Mithin kommt es für den Anspruch des Klägers auf Alg nur darauf an, dass dieser gemäß § 26 Abs 1 Nr 2 Buchst b
SGB III eine dauerhafte bzw "berufsmäßige" Beschäftigung gesucht hat, die Versicherungspflicht nach dem SGB III
begründet. Ob der Kläger eine solche "berufsmäßige" oder dauerhafte Beschäftigung gesucht hat, kann aufgrund der
tatsächlichen Feststellungen des LSG nicht abschließend beurteilt werden. Der Senat folgt dabei zunächst dem 12.

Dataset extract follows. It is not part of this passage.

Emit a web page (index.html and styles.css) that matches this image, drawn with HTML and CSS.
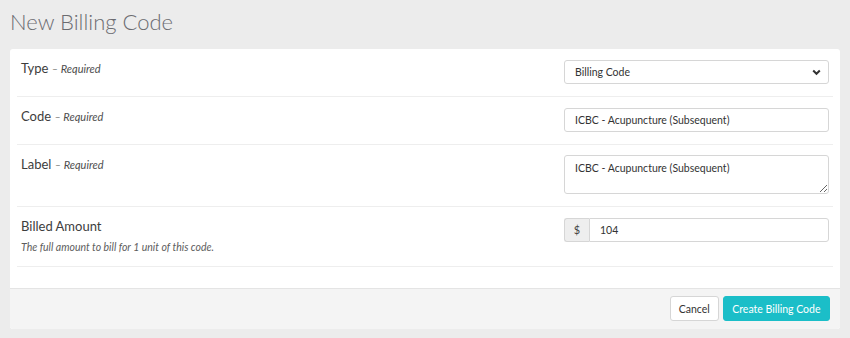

Senat des BSG, der in einer vergleichbaren Fallgestaltung entschieden hat, dass für die Frage der Berufsmäßigkeit
einer Beschäftigung gerade bei Schülern im Übergang zum Studium oder zum Wehrdienst neben der wirtschaftlichen
Bedeutung der Beschäftigung für den Antragsteller auf einen längeren Zeitraum abzustellen ist (vgl BSG SozR 2200 §
168 Nr 5, S 97 f). Maßgebend ist danach, ob ein Beschäftigter nach Beendigung einer kurzfristigen Beschäftigung
beabsichtigt, weitere Beschäftigungen aufzunehmen. Im vorliegenden Fall kommt es daher maßgebend darauf an, ob
der Kläger bei einer längerfristigen Betrachtungsweise beabsichtigte, Beschäftigungen aufzunehmen bzw aufrecht zu
erhalten.
Der Kläger hat sich am 7. August 2001 arbeitslos gemeldet und am 2. September 2001 den Zivildienst angetreten.

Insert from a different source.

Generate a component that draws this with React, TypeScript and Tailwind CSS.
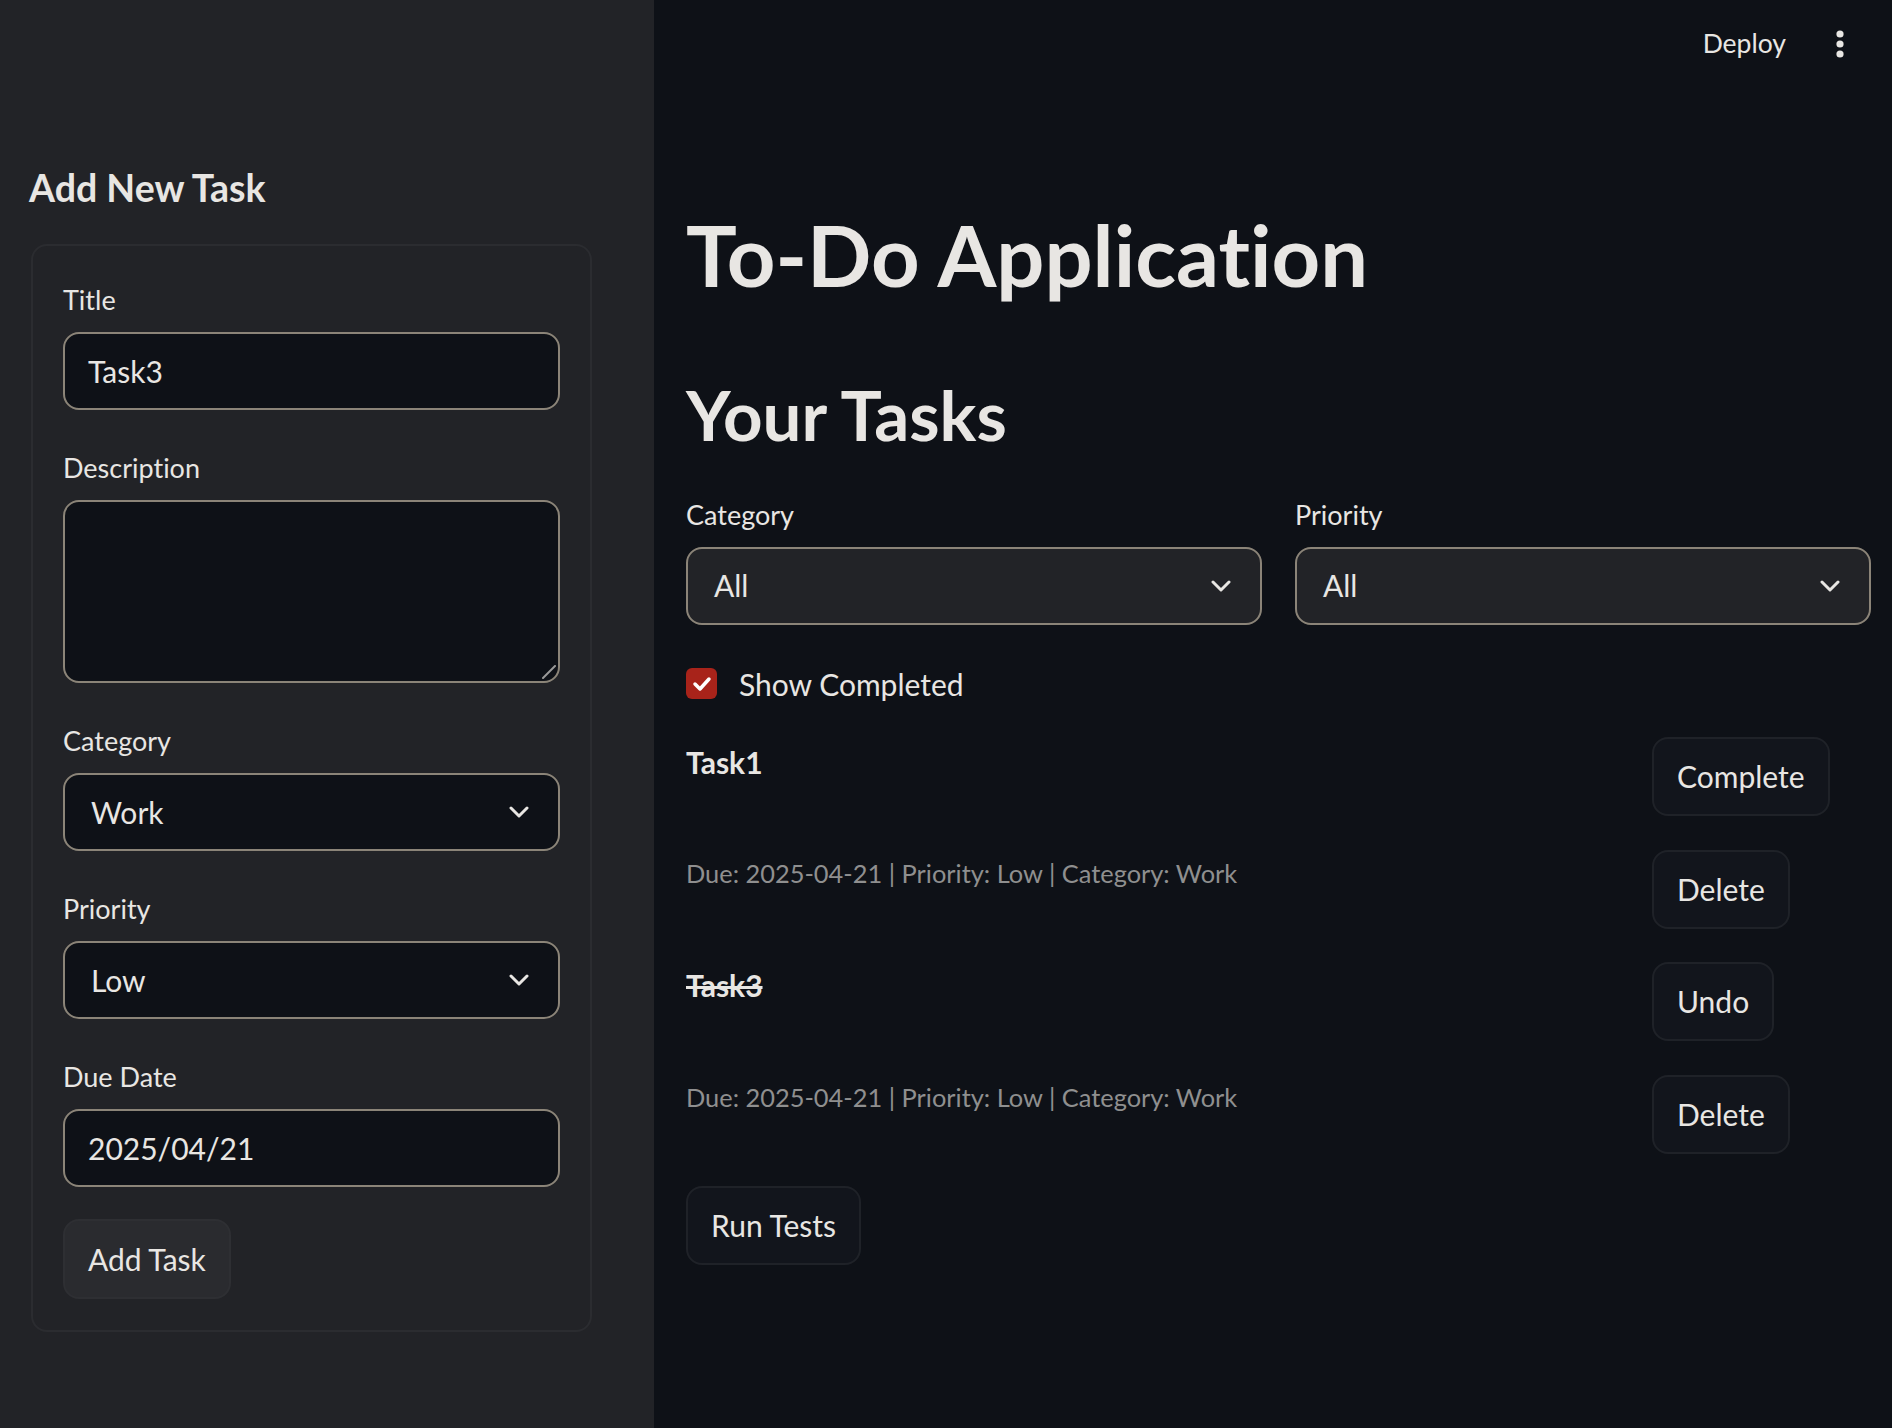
import React from 'react';

const Chevron = () => (
  <svg width="20" height="12" viewBox="0 0 20 12" fill="none" className="shrink-0">
    <polyline points="2,2 10,10 18,2" stroke="#e8e6e3" strokeWidth="3" strokeLinecap="round" strokeLinejoin="round" />
  </svg>
);

const Label = ({ children }: { children: React.ReactNode }) => (
  <div className="h-[58px] pt-[10px] text-[27px] leading-[1.2]">{children}</div>
);

const Select = ({ value, bg }: { value: string; bg: string }) => (
  <div className={`flex h-[78px] items-center justify-between rounded-[16px] border-2 border-[#8b8478] pl-[26px] pr-[29px] text-[30px] ${bg}`}>
    <span>{value}</span>
    <Chevron />
  </div>
);

const Btn = ({ children }: { children: React.ReactNode }) => (
  <button className="h-[79px] rounded-[16px] border-2 border-[#1f2228] bg-[#12151c] px-[23px] text-[30px] text-[#e8e6e3]">
    {children}
  </button>
);

const meta = 'Due: 2025-04-21 | Priority: Low | Category: Work';

export default function App() {
  return (
    <div className="flex min-h-screen w-full bg-[#0e1117] font-['Lato',sans-serif] text-[#e8e6e3] [font-variant-ligatures:none]">
      {/* Sidebar */}
      <aside className="w-[654px] shrink-0 bg-[#222327] pl-[31px] pr-[62px] pt-[165px] pb-[80px]">
        <h2 className="-ml-[2px] text-[37.5px] font-bold leading-[1.2]">Add New Task</h2>
        <div className="mt-[34px] rounded-[16px] border-2 border-[#2b2c30] px-[30px] pt-[28px] pb-[31px]">
          <div className="flex flex-col gap-[32px]">
            <div>
              <Label>Title</Label>
              <div className="flex h-[78px] items-center rounded-[16px] border-2 border-[#8b8478] bg-[#0e1117] px-[23px] text-[30px]">
                Task3
              </div>
            </div>
            <div>
              <Label>Description</Label>
              <div className="relative h-[183px] rounded-[16px] border-2 border-[#8b8478] bg-[#0e1117]">
                <svg className="absolute bottom-[2px] right-[2px]" width="14" height="14" viewBox="0 0 14 14">
                  <line x1="1" y1="13" x2="13" y2="1" stroke="#9a9a9a" strokeWidth="2" strokeLinecap="round" />
                </svg>
              </div>
            </div>
            <div>
              <Label>Category</Label>
              <Select value="Work" bg="bg-[#0e1117]" />
            </div>
            <div>
              <Label>Priority</Label>
              <Select value="Low" bg="bg-[#0e1117]" />
            </div>
            <div>
              <Label>Due Date</Label>
              <div className="flex h-[78px] items-center rounded-[16px] border-2 border-[#8b8478] bg-[#0e1117] px-[23px] text-[30px]">
                2025/04/21
              </div>
            </div>
            <div>
              <button className="h-[80px] rounded-[16px] border-2 border-[#2e2f33] bg-[#2a2b2f] px-[23px] text-[30px] text-[#e8e6e3]">
                Add Task
              </button>
            </div>
          </div>
        </div>
      </aside>

      {/* Main */}
      <main className="flex-1">
        <header className="flex h-[88px] items-center justify-end pr-[47px]">
          <span className="text-[26.5px]">Deploy</span>
          <svg className="ml-[49px]" width="10" height="28" viewBox="0 0 10 28">
            <circle cx="5" cy="4" r="3.6" fill="#e8e6e3" />
            <circle cx="5" cy="14" r="3.6" fill="#e8e6e3" />
            <circle cx="5" cy="24" r="3.6" fill="#e8e6e3" />
          </svg>
        </header>

        <div className="pl-[32px] pr-[21px] pt-[116px] pb-[100px]">
          <h1 className="text-[84.8px] font-bold leading-[1.2]">To-Do Application</h1>
          <h2 className="mt-[68px] text-[69px] font-bold leading-[1.2]">Your Tasks</h2>

          <div className="mt-[32px] grid grid-cols-2 gap-[33px]">
            <div>
              <Label>Category</Label>
              <Select value="All" bg="bg-[#222327]" />
            </div>
            <div>
              <Label>Priority</Label>
              <Select value="All" bg="bg-[#222327]" />
            </div>
          </div>

          <div className="mt-[41px] flex items-center gap-[22px]">
            <div className="flex h-[31px] w-[31px] items-center justify-center rounded-[6px] bg-[#a8231a]">
              <svg width="20" height="16" viewBox="0 0 20 16" fill="none">
                <polyline points="3,8 8,13 17,3" stroke="#ffffff" strokeWidth="3.5" strokeLinecap="round" strokeLinejoin="round" />
              </svg>
            </div>
            <span className="text-[30px] leading-[1.2]">Show Completed</span>
          </div>

          <div className="mt-[35px] flex flex-col gap-[33px]">
            <div className="flex">
              <div className="flex-1">
                <div className="pt-[7px] text-[30px] font-bold leading-[1.2]">Task1</div>
                <div className="mt-[78px] text-[25.4px] leading-[1.2] text-[#8f8f8f]">{meta}</div>
              </div>
              <div className="flex w-[219px] flex-col items-start gap-[34px]">
                <Btn>Complete</Btn>
                <Btn>Delete</Btn>
              </div>
            </div>
            <div className="flex">
              <div className="flex-1">
                <div className="pt-[5px] text-[30px] font-bold leading-[1.2] line-through">Task3</div>
                <div className="mt-[79px] text-[25.4px] leading-[1.2] text-[#8f8f8f]">{meta}</div>
              </div>
              <div className="flex w-[219px] flex-col items-start gap-[34px]">
                <Btn>Undo</Btn>
                <Btn>Delete</Btn>
              </div>
            </div>
          </div>

          <div className="mt-[32px]">
            <Btn>Run Tests</Btn>
          </div>
        </div>
      </main>
    </div>
  );
}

Nach Beendigung des Dienstes war er von Juli bis September 2002 arbeitslos und hat sodann (nach Aktenlage) zum
1. Oktober 2002 ein Studium aufgenommen. Entsprach dieser zeitliche Ablauf einem bereits zuvor gefassten
Lebensplan, so war der Kläger seinem Erscheinungsbild nach "Student" bzw "Schüler" und eben gerade nicht
Arbeitnehmer (vgl hierzu auch BSG SozR 2200 § 168 Nr 5). Es ging ihm dann nur darum, Wartezeiten zwischen den
üblichen Ausbildungsabschnitten zu überbrücken. Das LSG wird daher hinsichtlich der Motivation des Klägers - ggf
durch Befragung - aufzuklären haben, ob dieser im August 2001 tatsächlich eine "berufsmäßige" Beschäftigung
gesucht hat, die er ggf auch nach Beendigung des Zivildienstes wieder fortgesetzt hätte. War es von vornherein das
Ziel des Klägers, im Anschluss an den Zivildienst zu studieren, so dürfte er sich trotz seiner Arbeitslosmeldung nicht
in den Kreis der "Arbeitnehmer" eingereiht haben. Von Bedeutung könnte hier auch sein, wann der Kläger zum
Zivildienst einberufen wurde bzw ob er schon bei der Arbeitslosmeldung im August 2001 Kenntnis vom Zeitpunkt
seines Dienstantritts hatte (zum Erfordernis der "Unmittelbarkeit" der Beschäftigungssuche in § 26 Abs 1 Nr 2b SGB
III und zur Frage, inwieweit die Kriterien des § 119 SGB III bereits für eine Qualifizierung der Beschäftigungssuche vor
dem 1. Januar 2002 herangezogen werden können - vgl BSG, Urteil vom 6. April 2006 - B 7a AL 74/05 R).
Das LSG wird auch abschließend über die Kosten des Rechtsstreits zu befinden haben.